Look through the listing and locate every line containing the word "styles"; copy those lines.

> [Data provided]:
————
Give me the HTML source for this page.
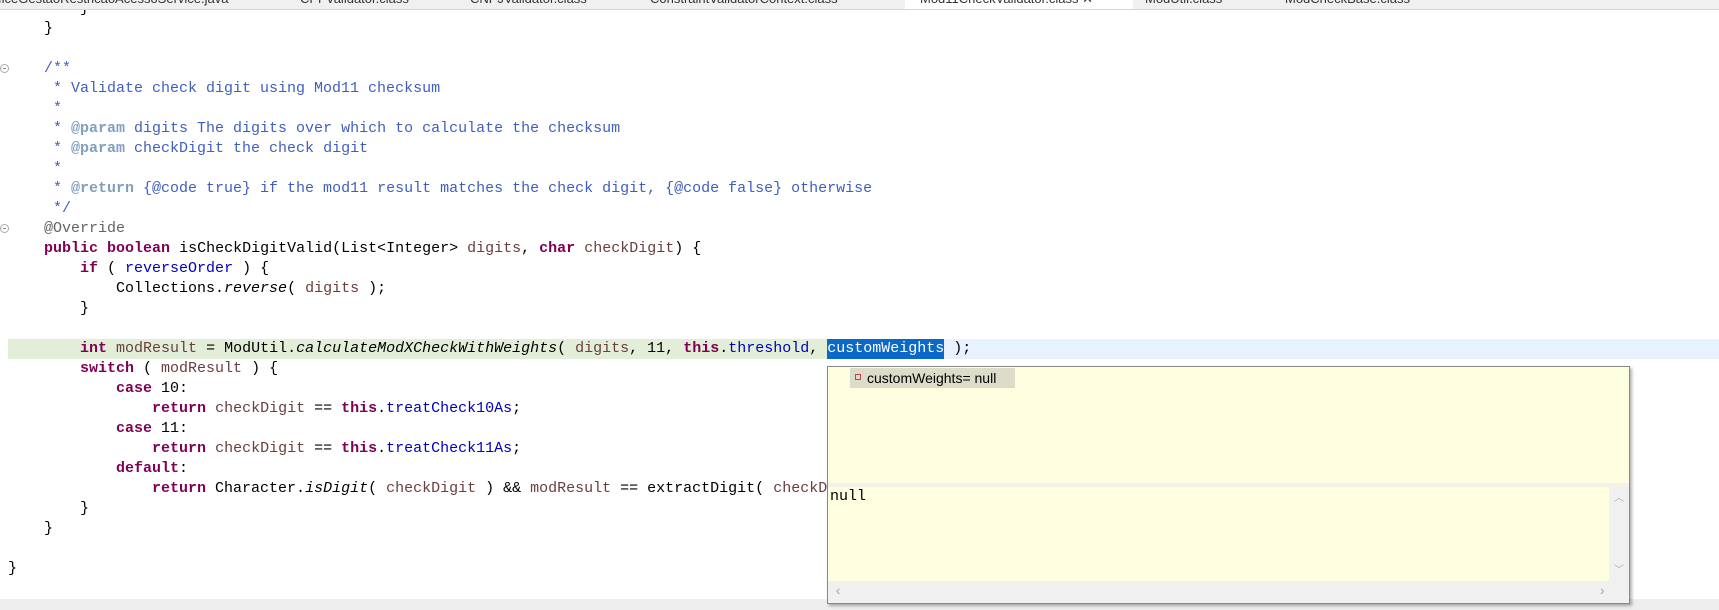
————
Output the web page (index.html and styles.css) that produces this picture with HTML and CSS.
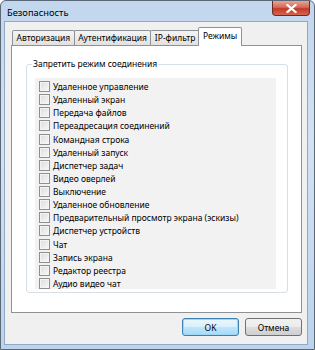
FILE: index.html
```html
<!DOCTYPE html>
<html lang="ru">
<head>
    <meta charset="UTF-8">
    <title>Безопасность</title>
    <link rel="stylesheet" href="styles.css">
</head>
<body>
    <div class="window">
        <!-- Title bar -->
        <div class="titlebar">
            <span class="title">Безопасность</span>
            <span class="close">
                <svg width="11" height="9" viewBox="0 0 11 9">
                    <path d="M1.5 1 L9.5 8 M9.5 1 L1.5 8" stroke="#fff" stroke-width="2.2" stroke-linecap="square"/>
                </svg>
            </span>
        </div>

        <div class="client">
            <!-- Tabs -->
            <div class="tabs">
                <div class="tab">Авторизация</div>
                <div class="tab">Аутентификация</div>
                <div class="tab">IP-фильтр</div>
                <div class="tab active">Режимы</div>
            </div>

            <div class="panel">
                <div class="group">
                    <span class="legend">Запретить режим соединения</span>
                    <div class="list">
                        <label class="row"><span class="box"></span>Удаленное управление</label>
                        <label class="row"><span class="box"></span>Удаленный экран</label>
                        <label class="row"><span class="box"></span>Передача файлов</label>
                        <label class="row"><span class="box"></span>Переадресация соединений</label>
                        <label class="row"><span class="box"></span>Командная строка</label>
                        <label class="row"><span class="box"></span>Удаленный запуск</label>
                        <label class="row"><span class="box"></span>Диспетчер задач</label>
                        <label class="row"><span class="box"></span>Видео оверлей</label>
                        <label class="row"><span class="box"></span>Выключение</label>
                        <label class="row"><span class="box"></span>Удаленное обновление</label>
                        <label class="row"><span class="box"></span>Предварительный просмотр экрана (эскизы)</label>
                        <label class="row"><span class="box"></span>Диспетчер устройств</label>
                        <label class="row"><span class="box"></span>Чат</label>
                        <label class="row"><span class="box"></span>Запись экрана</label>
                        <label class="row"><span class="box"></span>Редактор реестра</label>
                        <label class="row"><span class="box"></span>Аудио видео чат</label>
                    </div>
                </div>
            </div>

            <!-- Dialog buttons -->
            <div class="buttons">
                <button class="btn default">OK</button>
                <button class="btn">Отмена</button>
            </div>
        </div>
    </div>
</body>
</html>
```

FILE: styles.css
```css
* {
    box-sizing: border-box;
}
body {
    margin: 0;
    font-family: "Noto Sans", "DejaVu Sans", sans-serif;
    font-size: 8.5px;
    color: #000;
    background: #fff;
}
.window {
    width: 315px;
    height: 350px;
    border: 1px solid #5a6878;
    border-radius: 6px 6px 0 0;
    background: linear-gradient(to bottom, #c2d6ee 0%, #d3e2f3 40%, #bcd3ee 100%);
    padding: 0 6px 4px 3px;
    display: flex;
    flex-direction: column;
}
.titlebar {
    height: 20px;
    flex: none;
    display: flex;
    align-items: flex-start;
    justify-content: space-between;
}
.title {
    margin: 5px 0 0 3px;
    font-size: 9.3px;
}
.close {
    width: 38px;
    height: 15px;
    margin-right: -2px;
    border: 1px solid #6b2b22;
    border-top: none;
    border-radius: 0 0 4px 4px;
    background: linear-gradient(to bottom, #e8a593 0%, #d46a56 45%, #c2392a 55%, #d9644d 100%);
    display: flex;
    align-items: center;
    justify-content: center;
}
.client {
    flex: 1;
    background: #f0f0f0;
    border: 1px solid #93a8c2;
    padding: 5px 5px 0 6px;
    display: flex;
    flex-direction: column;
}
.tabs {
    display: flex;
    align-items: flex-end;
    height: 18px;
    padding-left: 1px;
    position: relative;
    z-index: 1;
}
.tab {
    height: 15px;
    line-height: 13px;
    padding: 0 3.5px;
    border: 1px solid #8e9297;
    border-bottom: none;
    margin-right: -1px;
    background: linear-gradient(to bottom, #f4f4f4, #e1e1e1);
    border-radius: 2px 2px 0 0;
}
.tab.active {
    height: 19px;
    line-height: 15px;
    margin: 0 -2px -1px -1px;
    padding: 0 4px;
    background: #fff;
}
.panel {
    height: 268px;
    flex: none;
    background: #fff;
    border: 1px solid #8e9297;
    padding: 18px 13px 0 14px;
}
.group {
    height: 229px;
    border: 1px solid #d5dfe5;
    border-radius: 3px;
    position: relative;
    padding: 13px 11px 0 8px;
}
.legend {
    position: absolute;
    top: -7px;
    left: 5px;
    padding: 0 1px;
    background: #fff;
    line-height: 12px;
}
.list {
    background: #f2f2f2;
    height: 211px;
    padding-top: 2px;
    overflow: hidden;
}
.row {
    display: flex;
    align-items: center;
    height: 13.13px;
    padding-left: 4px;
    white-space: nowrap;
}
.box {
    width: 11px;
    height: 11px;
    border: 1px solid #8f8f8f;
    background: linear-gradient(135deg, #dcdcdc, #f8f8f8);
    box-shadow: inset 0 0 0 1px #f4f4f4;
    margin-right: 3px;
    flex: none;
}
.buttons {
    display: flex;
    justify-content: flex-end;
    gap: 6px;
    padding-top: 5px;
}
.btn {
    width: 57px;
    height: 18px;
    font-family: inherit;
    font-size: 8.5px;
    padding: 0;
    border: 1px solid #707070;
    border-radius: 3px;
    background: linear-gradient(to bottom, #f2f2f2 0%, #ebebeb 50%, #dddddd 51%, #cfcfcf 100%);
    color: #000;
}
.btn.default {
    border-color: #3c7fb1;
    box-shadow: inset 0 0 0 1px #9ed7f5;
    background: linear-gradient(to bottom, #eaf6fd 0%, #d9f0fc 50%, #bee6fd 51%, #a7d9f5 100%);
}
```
————
> [Exercise result]:
Output the web page (index.html and styles.css) that produces this picture with HTML and CSS.
    <link rel="stylesheet" href="styles.css">
FILE: styles.css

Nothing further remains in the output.